Nach der Scheidung fingen die finanziellen Probleme an. Der Ex-Mann wurde zwar zu einer Unterhaltszahlung gegenüber Frau Muster verpflichtet und auch natürlich zu Alimentationszahlungen für seine 3 Kinder. Er kam diesen Verpflichtungen nicht nach. Für die Kinder wird seither Unterhaltsvorschuss in der Höhe von € 200,- je Kind vom Oberlandesgericht bezahlt. Frau Muster konnte den Lebensunterhalt für die vierköpfige Familie davon nicht ausreichend decken. Der Ex-Mann hat viele Exekutionen laufen, auch sein Existenzminimum muss eingehalten werden, so überweist seine Firma monatlich nur einen Betrag zwischen € 200,- und € 250,-. Mit diesem Einkommen ist die Frau noch immer deutlich unter dem Sozialhilferichtsatz. Im November 2007 stellte sie daher einen Antrag auf Sozialhilfe bei der Gemeinde. Sie bekam von der zuständigen Bezirkshauptmannschaft weder Sozialhilfe noch einen Bescheid. Im Mai 2008, nach Ablauf der 6monatigen Frist, stellte sie einen Devolutionsantrag. Im Oktober 2008, also 11 Monate nach Antragstellung, kam die Frau erst zu ihrem Recht. Sie bekommt nun eine Nachzahlung von rund € 3.600,- und erhält in Zukunft monatlich rund € 250,- an Sozialhilfe.

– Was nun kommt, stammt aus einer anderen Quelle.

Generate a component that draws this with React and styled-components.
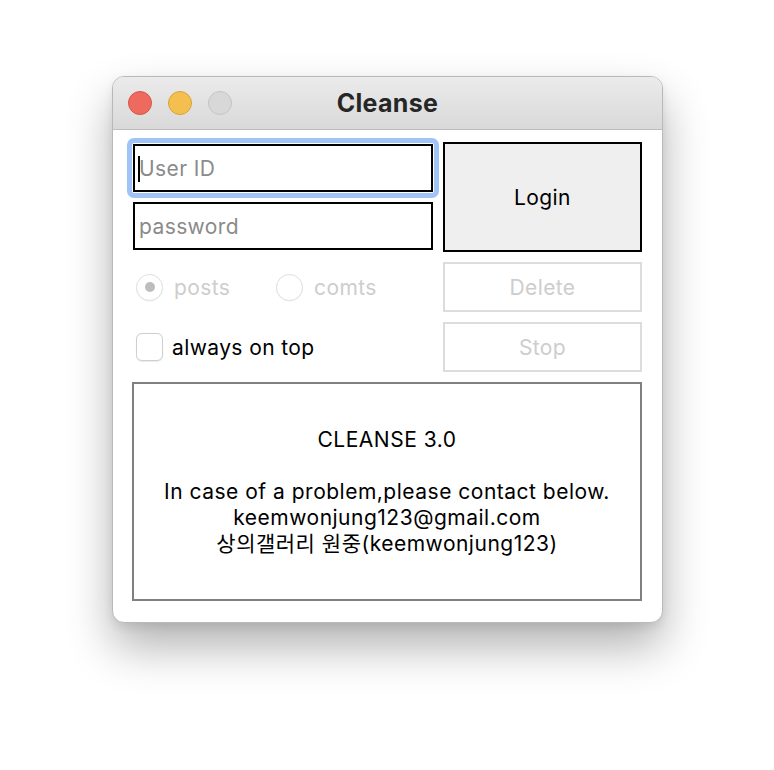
import React from "react";
import styled, { createGlobalStyle } from "styled-components";

const Global = createGlobalStyle`
  html, body { margin: 0; padding: 0; background: #ffffff; }
  body { font-family: Inter, "Noto Sans CJK KR", sans-serif; }
  * { box-sizing: border-box; }
`;

const Page = styled.div`
  width: 774px;
  height: 770px;
  padding: 76px 0 0 112px;
  background: #ffffff;
`;

const Window = styled.div`
  width: 551px;
  height: 547px;
  border-radius: 12px;
  border: 1px solid #b9b9b9;
  background: #ffffff;
  overflow: hidden;
  box-shadow: 0 24px 46px rgba(0, 0, 0, 0.3), 0 4px 10px rgba(0, 0, 0, 0.08);
  display: flex;
  flex-direction: column;
`;

const TitleBar = styled.div`
  height: 53px;
  flex: none;
  position: relative;
  display: flex;
  align-items: center;
  justify-content: center;
  background: linear-gradient(#ebebeb, #d9d9d9);
  border-bottom: 1px solid #bdbdbd;
`;

const Lights = styled.div`
  position: absolute;
  left: 15px;
  top: 14px;
  display: flex;
  gap: 16px;
`;

const Light = styled.span`
  width: 24px;
  height: 24px;
  border-radius: 50%;
  background: ${(p) => p.$bg};
  border: 1px solid ${(p) => p.$bd};
`;

const Title = styled.div`
  font-family: Inter, sans-serif;
  font-weight: 700;
  font-size: 25px;
  color: #262626;
  letter-spacing: 0.3px;
`;

const Content = styled.div`
  flex: 1;
  padding: 12px 20px 20px 20px;
  display: grid;
  grid-template-columns: 300px 199px;
  grid-template-rows: 110px 50px 50px 219px;
  column-gap: 10px;
  row-gap: 10px;
`;

const InputStack = styled.div`
  display: flex;
  flex-direction: column;
  gap: 10px;
  padding-top: 2px;
`;

const FieldWrap = styled.div`
  position: relative;
  height: 48px;
  ${(p) =>
    p.$focused &&
    `
    &::before {
      content: "";
      position: absolute;
      inset: -6px;
      border: 5px solid #a1c4f8;
      border-radius: 7px;
      pointer-events: none;
    }
    &::after {
      content: "";
      position: absolute;
      left: 5px;
      top: 12px;
      width: 2px;
      height: 26px;
      background: #000;
    }
  `}
`;

const Input = styled.input`
  width: 100%;
  height: 100%;
  border: 2px solid #000;
  border-radius: 0;
  outline: none;
  padding: 0 0 0 4px;
  font-family: Inter, sans-serif;
  font-size: 21px;
  letter-spacing: 0.4px;
  color: #000;
  background: #fff;
  &::placeholder { color: #8a8a8a; }
`;

const Button = styled.div`
  display: flex;
  align-items: center;
  justify-content: center;
  font-family: Inter, sans-serif;
  font-size: 21px;
  letter-spacing: 0.4px;
  color: ${(p) => (p.$disabled ? "#cdcdcd" : "#000")};
  background: ${(p) => (p.$disabled ? "#fff" : "#efefef")};
  border: 2px solid ${(p) => (p.$disabled ? "#dcdcdc" : "#000")};
`;

const RadioRow = styled.div`
  display: flex;
  align-items: center;
  padding-left: 3px;
`;

const RadioItem = styled.div`
  width: 140px;
  display: flex;
  align-items: center;
  gap: 11px;
`;

const RadioCircle = styled.span`
  width: 27px;
  height: 27px;
  border-radius: 50%;
  border: 1px solid #e0e0e0;
  background: #fff;
  box-shadow: 0 0.5px 1px rgba(0, 0, 0, 0.06);
  display: flex;
  align-items: center;
  justify-content: center;
  &::after {
    content: "";
    width: 10px;
    height: 10px;
    border-radius: 50%;
    background: ${(p) => (p.$checked ? "#bdbdbd" : "transparent")};
  }
`;

const Label = styled.span`
  font-family: Inter, sans-serif;
  font-size: 21px;
  letter-spacing: 0.4px;
  color: ${(p) => (p.$disabled ? "#cdcdcd" : "#000")};
`;

const CheckRow = styled.div`
  display: flex;
  align-items: center;
  gap: 9px;
  padding-left: 3px;
`;

const CheckBox = styled.span`
  width: 27px;
  height: 28px;
  border-radius: 6px;
  border: 1px solid #cfcfcf;
  background: #fff;
  box-shadow: 0 0.5px 1px rgba(0, 0, 0, 0.08);
`;

const InfoBox = styled.div`
  grid-column: 1 / span 2;
  margin-left: -1px;
  border: 2px solid #808080;
  display: flex;
  flex-direction: column;
  align-items: center;
  justify-content: center;
  font-family: Inter, "Noto Sans CJK KR", sans-serif;
  font-size: 21px;
  letter-spacing: 0.5px;
  line-height: 26px;
  color: #000;
  text-align: center;
`;

const Line = styled.div`
  height: 26px;
  white-space: nowrap;
`;

export default function App() {
  return (
    <Page>
      <Global />
      <Window>
        <TitleBar>
          <Lights>
            <Light $bg="#ee6a5f" $bd="#d65447" />
            <Light $bg="#f5bf4f" $bd="#d9a23f" />
            <Light $bg="#d8d8d8" $bd="#c4c4c4" />
          </Lights>
          <Title>Cleanse</Title>
        </TitleBar>
        <Content>
          <InputStack>
            <FieldWrap $focused>
              <Input placeholder="User ID" readOnly />
            </FieldWrap>
            <FieldWrap>
              <Input placeholder="password" readOnly />
            </FieldWrap>
          </InputStack>
          <Button>Login</Button>
          <RadioRow>
            <RadioItem>
              <RadioCircle $checked />
              <Label $disabled>posts</Label>
            </RadioItem>
            <RadioItem>
              <RadioCircle />
              <Label $disabled>comts</Label>
            </RadioItem>
          </RadioRow>
          <Button $disabled>Delete</Button>
          <CheckRow>
            <CheckBox />
            <Label>always on top</Label>
          </CheckRow>
          <Button $disabled>Stop</Button>
          <InfoBox>
            <Line>CLEANSE 3.0</Line>
            <Line />
            <Line>In case of a problem,please contact below.</Line>
            <Line>keemwonjung123@gmail.com</Line>
            <Line>상의갤러리 원중(keemwonjung123)</Line>
          </InfoBox>
        </Content>
      </Window>
    </Page>
  );
}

-- Strom nur mehr gegen Vorauszahlung, sonst wird es für die Familie finster!

Die alleinerziehende Mutter, die so lange Zeit unter dem Sozialhilferichtsatz lebte, musste jedes Monat neu entscheiden, zahlt sie Miete und Strom oder bekommen die Kinder Bekleidung, Spielsachen und die notwendigen Schulartikel, dürfen sie mit zu einer Klassenfahrt, Skikurs, Ferienerholung oder nicht. Es kam zu einer hohen Stromnachforderung (€ 1.700,-), die Frau Muster nicht begleichen konnte. Der Strom wurde abgeschaltet, für eine vierköpfige Familie mit drei Kindern eine Katastrophe. Nach Rücksprache mit dem Stromversorger wurde ein „Prepayment-Zähler“ installiert. Dieser muss mit 50-Euro-Wertkarten aufgeladen werden, wovon ein Teil gleich für den Rückstand abgebucht wird, der Rest wird für den momentanen Stromverbrauch verwendet. Wenn die Wertkarte leer ist, wird es finster! Für den Prepaymentzähler muss eine monatliche Miete bezahlt werden.

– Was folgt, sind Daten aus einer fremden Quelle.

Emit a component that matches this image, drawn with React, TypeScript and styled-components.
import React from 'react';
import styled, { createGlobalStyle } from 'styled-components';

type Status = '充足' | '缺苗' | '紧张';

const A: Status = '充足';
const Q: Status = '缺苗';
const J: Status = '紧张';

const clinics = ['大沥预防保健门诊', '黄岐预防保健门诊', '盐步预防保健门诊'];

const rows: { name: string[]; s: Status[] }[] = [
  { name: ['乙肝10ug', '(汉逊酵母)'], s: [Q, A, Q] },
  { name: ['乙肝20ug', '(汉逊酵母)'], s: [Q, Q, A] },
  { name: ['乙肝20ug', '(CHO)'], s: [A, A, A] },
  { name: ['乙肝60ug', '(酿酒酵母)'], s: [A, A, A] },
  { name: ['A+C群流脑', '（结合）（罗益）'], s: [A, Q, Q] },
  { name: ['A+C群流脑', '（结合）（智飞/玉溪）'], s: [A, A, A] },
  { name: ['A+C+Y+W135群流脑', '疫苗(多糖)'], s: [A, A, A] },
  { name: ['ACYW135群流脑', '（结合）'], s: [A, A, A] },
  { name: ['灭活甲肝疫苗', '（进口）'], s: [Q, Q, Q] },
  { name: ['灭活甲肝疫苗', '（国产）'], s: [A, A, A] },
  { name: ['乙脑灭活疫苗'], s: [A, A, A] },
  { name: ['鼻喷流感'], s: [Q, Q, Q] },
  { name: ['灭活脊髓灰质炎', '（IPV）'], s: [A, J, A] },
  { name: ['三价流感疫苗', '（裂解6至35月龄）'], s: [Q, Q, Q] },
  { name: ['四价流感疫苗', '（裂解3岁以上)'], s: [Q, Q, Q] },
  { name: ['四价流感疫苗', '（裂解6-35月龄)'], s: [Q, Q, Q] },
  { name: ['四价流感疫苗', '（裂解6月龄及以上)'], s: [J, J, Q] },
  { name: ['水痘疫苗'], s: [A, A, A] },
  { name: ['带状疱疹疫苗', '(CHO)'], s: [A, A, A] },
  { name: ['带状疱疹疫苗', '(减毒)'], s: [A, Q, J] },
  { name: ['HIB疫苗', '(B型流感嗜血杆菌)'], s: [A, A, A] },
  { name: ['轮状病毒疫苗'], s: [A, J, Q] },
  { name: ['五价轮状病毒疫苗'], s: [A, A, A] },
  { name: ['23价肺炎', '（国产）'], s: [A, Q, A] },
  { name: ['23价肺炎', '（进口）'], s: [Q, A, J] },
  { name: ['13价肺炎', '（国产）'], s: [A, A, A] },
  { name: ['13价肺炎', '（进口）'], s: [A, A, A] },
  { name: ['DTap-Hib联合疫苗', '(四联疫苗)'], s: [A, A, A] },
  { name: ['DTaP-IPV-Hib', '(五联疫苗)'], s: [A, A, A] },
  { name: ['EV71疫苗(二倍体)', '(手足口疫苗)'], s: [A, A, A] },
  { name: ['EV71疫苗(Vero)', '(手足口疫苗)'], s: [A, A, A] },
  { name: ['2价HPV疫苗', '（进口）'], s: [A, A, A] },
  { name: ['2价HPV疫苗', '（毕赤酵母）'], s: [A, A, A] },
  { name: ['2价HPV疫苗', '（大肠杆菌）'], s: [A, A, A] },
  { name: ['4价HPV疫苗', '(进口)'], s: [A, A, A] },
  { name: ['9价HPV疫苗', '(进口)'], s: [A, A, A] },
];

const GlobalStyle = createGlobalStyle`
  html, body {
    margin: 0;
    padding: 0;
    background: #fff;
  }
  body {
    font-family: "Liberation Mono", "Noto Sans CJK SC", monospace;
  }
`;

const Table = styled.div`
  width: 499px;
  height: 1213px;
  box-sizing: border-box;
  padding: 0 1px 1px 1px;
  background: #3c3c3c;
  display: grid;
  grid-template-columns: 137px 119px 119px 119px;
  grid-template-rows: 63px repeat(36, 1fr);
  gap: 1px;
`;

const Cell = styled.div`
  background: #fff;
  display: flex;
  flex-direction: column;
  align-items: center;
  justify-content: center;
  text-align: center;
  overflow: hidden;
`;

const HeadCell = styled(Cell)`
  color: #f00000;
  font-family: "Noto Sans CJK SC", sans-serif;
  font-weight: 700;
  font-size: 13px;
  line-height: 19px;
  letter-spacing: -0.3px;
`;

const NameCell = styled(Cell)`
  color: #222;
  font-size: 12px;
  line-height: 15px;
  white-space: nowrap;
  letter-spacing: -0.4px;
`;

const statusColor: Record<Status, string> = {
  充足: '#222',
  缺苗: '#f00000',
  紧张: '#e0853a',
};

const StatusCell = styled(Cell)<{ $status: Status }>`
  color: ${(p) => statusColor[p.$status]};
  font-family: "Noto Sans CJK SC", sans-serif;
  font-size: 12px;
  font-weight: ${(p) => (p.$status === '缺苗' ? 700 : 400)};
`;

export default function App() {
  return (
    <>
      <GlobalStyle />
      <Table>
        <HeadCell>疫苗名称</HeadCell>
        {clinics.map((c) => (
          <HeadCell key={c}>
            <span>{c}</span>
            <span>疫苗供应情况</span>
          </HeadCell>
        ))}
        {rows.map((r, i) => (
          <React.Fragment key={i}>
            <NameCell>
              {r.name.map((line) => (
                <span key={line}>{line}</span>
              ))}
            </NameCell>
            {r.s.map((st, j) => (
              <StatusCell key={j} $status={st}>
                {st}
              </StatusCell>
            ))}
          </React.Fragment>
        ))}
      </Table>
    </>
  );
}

Nun wird Frau Muster mit der Nachzahlung an Sozialhilfemitteln die Stromschulden und die Schulden bei privaten Personen, die ihr geholfen haben, bezahlen. Dies alles hätte ihr erspart werden können, wenn die BH rasch gehandelt hätte.

Eine Verkürzung der Frist von 6 auf 2 Monate ist daher unbedingt notwendig.